#### BRIEF:
Pull each line holding the word "index" from the data.

━━━━━━━━━━━━━━━━━━━━━━━━━━━━━━

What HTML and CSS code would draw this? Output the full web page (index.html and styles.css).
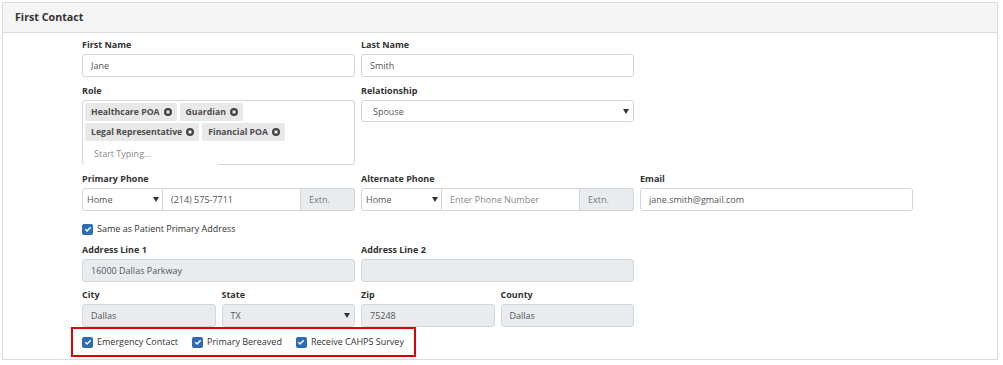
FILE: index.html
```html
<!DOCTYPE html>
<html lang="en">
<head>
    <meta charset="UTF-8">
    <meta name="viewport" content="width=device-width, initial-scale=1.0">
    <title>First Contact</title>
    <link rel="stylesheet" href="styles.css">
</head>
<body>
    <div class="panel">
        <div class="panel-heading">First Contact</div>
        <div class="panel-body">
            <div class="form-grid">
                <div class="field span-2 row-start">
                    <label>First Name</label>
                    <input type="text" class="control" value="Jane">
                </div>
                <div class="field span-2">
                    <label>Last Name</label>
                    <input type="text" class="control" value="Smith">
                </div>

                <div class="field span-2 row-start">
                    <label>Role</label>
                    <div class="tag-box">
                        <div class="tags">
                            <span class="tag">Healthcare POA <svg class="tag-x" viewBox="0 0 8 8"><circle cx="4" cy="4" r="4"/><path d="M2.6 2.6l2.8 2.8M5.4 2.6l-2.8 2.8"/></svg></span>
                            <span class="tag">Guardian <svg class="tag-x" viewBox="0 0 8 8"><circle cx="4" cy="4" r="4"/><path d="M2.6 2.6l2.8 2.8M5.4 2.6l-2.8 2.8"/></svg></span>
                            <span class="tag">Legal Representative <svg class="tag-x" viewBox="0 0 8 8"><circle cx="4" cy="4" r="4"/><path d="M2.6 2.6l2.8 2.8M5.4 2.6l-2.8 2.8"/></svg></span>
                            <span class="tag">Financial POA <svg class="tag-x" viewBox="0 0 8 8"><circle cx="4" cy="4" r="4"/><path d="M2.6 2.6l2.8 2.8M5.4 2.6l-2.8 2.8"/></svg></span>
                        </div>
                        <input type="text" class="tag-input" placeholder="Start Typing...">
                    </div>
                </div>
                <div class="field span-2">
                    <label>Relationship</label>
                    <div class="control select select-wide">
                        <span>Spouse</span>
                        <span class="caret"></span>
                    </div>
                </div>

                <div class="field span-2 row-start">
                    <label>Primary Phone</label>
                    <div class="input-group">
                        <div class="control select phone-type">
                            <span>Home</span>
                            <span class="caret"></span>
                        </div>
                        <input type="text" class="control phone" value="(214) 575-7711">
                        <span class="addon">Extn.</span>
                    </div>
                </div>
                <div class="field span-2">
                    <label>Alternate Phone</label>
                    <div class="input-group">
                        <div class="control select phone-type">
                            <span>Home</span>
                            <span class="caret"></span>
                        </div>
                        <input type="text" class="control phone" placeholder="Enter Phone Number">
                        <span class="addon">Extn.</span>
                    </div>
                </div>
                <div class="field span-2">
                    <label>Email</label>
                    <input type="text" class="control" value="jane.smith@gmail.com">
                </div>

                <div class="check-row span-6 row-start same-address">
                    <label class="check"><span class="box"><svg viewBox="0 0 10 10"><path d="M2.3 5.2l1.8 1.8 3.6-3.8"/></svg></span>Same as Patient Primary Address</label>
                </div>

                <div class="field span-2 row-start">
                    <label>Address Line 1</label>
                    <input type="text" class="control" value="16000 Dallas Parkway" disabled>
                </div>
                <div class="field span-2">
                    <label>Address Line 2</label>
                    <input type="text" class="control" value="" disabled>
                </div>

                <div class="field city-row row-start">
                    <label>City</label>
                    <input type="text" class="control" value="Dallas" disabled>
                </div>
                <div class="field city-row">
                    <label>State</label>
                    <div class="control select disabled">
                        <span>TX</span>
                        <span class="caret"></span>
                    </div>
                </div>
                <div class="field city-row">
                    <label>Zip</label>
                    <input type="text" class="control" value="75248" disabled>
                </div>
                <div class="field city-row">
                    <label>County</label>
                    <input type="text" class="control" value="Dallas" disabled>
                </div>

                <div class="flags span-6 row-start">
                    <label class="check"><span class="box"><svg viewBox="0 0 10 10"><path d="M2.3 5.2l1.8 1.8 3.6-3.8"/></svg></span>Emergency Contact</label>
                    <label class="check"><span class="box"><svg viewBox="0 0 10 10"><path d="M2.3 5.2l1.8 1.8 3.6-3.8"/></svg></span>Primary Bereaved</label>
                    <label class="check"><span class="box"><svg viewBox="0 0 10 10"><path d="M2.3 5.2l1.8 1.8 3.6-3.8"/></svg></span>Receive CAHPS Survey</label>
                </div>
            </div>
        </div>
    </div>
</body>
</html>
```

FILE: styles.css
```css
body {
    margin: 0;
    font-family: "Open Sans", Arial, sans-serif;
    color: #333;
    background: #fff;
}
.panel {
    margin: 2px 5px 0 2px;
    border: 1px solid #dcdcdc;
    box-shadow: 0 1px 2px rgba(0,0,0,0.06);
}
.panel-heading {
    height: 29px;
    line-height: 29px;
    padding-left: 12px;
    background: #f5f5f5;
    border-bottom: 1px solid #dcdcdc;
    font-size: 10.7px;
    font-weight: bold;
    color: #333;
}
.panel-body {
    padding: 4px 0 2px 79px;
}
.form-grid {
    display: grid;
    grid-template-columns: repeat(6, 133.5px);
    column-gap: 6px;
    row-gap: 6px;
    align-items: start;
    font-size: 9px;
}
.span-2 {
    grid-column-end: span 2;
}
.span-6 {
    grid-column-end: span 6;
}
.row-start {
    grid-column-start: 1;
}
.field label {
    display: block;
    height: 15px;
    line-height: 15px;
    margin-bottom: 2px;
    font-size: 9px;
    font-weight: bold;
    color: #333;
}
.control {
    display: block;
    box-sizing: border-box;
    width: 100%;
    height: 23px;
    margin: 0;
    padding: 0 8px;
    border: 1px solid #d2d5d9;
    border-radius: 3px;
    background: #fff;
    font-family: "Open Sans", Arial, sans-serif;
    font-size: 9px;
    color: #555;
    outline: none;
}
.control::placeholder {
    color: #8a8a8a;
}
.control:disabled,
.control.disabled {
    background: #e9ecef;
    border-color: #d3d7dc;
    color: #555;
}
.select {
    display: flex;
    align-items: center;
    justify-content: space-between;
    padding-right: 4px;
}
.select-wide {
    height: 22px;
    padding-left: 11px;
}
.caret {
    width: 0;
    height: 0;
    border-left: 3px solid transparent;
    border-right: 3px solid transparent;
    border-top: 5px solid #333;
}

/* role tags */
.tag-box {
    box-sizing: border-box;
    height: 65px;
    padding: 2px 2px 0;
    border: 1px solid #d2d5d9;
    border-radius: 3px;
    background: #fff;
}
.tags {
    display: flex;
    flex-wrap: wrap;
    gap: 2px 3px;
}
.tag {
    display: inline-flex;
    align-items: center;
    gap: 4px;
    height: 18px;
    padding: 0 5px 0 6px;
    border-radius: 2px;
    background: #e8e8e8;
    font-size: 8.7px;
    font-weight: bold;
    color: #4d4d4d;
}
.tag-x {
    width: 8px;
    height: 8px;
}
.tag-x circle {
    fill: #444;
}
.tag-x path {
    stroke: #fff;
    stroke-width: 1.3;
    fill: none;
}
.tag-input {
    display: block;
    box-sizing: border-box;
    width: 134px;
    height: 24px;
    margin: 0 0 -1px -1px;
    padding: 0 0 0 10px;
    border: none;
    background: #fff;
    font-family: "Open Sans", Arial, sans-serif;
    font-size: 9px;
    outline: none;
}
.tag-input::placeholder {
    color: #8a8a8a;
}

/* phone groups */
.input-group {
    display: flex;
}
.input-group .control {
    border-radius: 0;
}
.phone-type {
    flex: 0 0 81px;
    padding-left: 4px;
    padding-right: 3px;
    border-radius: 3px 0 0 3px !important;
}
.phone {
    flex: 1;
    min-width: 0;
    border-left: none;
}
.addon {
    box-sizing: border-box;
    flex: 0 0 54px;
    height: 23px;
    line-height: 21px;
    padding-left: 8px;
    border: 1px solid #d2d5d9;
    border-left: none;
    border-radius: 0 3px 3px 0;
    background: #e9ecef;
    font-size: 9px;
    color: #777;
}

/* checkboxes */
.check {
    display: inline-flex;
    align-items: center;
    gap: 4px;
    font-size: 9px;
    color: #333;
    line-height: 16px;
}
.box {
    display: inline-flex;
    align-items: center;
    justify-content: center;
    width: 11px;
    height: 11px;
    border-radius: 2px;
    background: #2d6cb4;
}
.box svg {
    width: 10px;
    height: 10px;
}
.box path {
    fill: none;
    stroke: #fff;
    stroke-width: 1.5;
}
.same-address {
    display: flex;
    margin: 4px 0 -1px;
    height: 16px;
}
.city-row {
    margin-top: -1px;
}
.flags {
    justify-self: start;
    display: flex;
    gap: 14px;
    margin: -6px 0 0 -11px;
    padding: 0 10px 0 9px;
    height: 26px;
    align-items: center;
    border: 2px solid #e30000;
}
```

━━━━━━━━━━━━━━━━━━━━━━━━━━━━━━

#### RESPONSE FOR THIS EXERCISE:
What HTML and CSS code would draw this? Output the full web page (index.html and styles.css).
FILE: index.html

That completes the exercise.